L’aumento del coinvolgimento delle potenze europee e dell’Unione Europea in quanto tale in Siria, dopo l’improvvisa decisione da parte russa di intervenire direttamente inviando bombardieri e consiglieri militari a supporto di Damasco, spinge la tuttora ondeggiante amministrazione statunitense a fare un ulteriore passo verso una estensione del proprio coinvolgimento sul terreno. Mentre Washington continua a criticare la missione russa perché colpirebbe non solo i miliziani di Daesh ma anche altre formazioni ‘ribelli’, il capo del Pentagono Ash Carter ha annunciato, nel corso di un’audizione alla commissione difesa della Camera di Washington, che il paese è in procinto di inviare in Siria anche forze di terra. Per la precisione altre Forze Speciali (che si aggiungerebbero ai commando già operativi nel paese da qualche tempo) che a detta del segretario alla Difesa avranno il compito di “realizzare blitz, liberare ostaggi, raccogliere informazioni per agevolare i radi aerei e catturare i capi dello Stato Islamico”. Per ora, quindi, niente massiccio intervento di terra. L’amministrazione Obama infatti continua a sperare di non essere obbligata a inviare un contingente massiccio di militari in Siria, scelta assai rischiosa dal punto di vista politico e militare, e invisa all’opinione pubblica interna oltre che internazionale. Per ora la strategia sembra ancora quella della ‘guerra leggera’, anche se Washington è costretta ad aumentare il supporto sul terreno, oltre che dai cieli, alle “truppe di terra” rappresentate dal Fronte delle Forze Democratiche Siriane, cioè dall’alleanza formata all’uopo dai combattenti curdi delle Ypg, da alcune formazioni armate assire e da gruppi riconducibili a ciò che resta dell’Esercito Siriano Libero.
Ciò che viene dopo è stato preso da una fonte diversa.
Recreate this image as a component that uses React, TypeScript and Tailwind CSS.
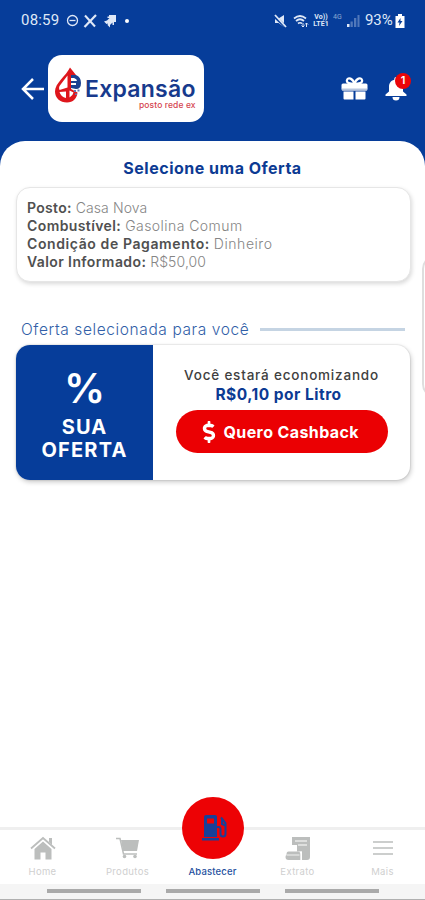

Intanto sul terreno, anche grazie ai pesanti e continui raid russi, si registra un nuovo arretramento delle formazioni armate antigovernative ad Homs, importante teatro di conflitto negli ultimi quattro anni. Martedì i comandi ribelli operativi in città hanno accettato di ritirare le proprie forze dal distretto di Waer in cambio della concessione da parte delle autorità siriane dell’immunità. Ad Aleppo invece, contesa dall’esercito siriano, appoggiato dagli Hezbollah e dalle milizie iraniane, e da vari gruppi fondamentalisti, negli ultimi giorni sono in corso violenti combattimenti anche tra le Forze Democratiche Siriane e Fatah Halab, coalizione formata dai jihadisti di Ahrar al-Sham (affiliati ad al Qaeda) ed alcuni pezzi fondamentalisti dell’Esercito Siriano Libero. Gli islamisti accusano i curdi delle Ypg di essersi alleati, oltre che con gli Stati Uniti, anche con la Russia, dopo aver accettato nei giorni scorsi la copertura aerea da parte dei caccia di Mosca. Una conferma implicita ai ‘sospetti’ dei ribelli fondamentalisti sarebbe arrivata proprio da Mosca, dove il presidente Putin ha accennato all’ipotesi di armare le milizie popolari curde per rafforzare le loro posizioni ad ovest, per impedire attacchi da parte delle milizie turcomanne agli ordini di Ankara o per bloccare una invasione diretta dell’esercito turco che stando a numerosi rumor sarebbe sempre più imminente.